For binder collectors, focus on print clarity, holo finish, color, and clean corners. For casual players and cube builders, focus on sleeve fit, cardstock, thickness, and shuffle feel. For gift buyers, look for polished presentation and clear product photos so the cards feel intentional when they arrive.
The best proxy cards do not make you think about production. They just feel like nice hobby cards. You sleeve them, sort them, display them, or shuffle them, and they do what they are supposed to do.
That is the real test.
FAQs
What Is The Most Important Sign Of Good Proxy Card Quality?
Sleeve fit is one of the most important signs because it affects handling right away. If the card does not fit standard sleeves or stack cleanly with other cards, the rest of the quality details matter less.

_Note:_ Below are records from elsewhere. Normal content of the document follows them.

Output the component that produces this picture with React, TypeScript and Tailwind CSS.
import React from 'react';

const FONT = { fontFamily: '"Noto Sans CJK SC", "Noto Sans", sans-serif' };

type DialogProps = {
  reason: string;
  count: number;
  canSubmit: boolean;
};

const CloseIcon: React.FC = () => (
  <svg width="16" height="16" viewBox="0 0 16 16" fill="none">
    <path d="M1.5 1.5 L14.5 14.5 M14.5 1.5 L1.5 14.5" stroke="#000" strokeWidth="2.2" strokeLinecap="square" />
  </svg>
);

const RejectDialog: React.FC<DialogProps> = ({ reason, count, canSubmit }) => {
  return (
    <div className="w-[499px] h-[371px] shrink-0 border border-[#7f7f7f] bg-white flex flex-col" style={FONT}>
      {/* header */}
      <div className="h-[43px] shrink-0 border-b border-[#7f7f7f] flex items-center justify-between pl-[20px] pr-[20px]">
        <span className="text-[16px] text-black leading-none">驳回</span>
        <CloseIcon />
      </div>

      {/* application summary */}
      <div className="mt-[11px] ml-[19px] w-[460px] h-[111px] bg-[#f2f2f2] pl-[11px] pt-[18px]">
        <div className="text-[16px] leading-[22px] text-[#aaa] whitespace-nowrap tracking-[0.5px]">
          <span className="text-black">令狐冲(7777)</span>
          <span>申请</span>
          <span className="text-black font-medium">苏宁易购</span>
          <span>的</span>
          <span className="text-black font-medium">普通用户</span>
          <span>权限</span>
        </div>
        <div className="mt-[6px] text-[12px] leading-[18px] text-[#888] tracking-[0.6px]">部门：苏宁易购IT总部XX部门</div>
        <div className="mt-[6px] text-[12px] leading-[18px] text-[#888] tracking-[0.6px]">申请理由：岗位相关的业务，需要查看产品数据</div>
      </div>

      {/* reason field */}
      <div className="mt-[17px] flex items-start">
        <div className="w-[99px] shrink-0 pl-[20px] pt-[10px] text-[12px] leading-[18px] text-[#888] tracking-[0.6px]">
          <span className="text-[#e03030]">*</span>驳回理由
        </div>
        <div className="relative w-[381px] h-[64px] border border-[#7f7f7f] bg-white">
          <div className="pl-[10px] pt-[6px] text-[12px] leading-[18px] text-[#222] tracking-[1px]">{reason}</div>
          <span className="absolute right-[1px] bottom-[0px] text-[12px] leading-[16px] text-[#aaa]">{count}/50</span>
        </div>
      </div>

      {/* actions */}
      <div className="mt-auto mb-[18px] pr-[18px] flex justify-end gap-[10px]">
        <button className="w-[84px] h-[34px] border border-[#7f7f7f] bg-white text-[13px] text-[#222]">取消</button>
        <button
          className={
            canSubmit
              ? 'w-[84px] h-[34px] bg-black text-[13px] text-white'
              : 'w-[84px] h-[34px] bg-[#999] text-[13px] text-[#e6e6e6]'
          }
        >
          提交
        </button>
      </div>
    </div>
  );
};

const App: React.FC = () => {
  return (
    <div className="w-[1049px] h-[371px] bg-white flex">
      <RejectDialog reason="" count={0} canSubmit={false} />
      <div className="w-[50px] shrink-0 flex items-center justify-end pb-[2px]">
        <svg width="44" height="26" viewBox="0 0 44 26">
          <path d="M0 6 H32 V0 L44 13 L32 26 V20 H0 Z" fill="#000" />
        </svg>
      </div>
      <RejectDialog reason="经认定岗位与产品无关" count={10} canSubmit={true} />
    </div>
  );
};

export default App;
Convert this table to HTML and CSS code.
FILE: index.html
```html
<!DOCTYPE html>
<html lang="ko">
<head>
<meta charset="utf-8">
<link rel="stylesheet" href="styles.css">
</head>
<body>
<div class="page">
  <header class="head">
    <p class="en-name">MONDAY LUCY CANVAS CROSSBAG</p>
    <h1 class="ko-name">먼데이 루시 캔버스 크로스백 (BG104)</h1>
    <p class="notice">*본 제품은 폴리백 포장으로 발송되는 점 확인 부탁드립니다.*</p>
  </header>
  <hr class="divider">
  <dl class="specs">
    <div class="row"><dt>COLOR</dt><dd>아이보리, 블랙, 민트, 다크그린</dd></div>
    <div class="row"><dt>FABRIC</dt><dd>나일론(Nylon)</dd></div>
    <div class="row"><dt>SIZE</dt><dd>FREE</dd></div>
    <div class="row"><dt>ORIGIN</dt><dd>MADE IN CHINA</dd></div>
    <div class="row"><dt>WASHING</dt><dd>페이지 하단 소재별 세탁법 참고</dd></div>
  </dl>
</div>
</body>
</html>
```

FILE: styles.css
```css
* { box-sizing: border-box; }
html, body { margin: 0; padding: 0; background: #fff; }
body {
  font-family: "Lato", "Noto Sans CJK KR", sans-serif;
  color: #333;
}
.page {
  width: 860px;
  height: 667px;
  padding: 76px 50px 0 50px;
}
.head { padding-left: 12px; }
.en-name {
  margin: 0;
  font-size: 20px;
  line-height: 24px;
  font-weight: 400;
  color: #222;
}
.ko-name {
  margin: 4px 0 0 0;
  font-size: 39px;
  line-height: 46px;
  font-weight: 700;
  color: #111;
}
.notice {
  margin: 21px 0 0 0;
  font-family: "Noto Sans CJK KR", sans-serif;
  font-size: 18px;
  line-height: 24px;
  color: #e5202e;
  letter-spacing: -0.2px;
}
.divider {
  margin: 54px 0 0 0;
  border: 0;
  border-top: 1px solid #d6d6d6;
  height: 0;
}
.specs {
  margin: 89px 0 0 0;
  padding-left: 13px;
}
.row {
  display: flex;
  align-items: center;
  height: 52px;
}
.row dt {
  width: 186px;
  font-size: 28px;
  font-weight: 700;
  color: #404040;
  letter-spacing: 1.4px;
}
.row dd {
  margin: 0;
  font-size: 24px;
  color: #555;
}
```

Should Proxy Cards Be Holo Or Non-Holo?
It depends on the goal. Holo proxy cards are great for display, binder pages, and vintage-inspired Pokémon sets. Non-holo cards can be better for simple casual deck use because the finish is usually more understated.
Is Thicker Cardstock Always Better?
No. Thicker cardstock can feel premium, but too much thickness can make cards awkward in sleeves or bulky in stacks. Good cardstock should feel sturdy without feeling oversized.
How Much Color Variation Is Normal?
Small color shifts are normal because screens and printed cards show color differently. Holo finish, lighting, and card surface can also change how the color looks. Severe color problems, unreadable text, or obvious print defects are different.
What Should I Do If My Cards Arrive With A Clear Defect?
Take clear photos, write a short description of the issue, and contact the seller with your order number. A good quality policy should explain how production issues, missing items, wrong items, or shipping damage are reviewed.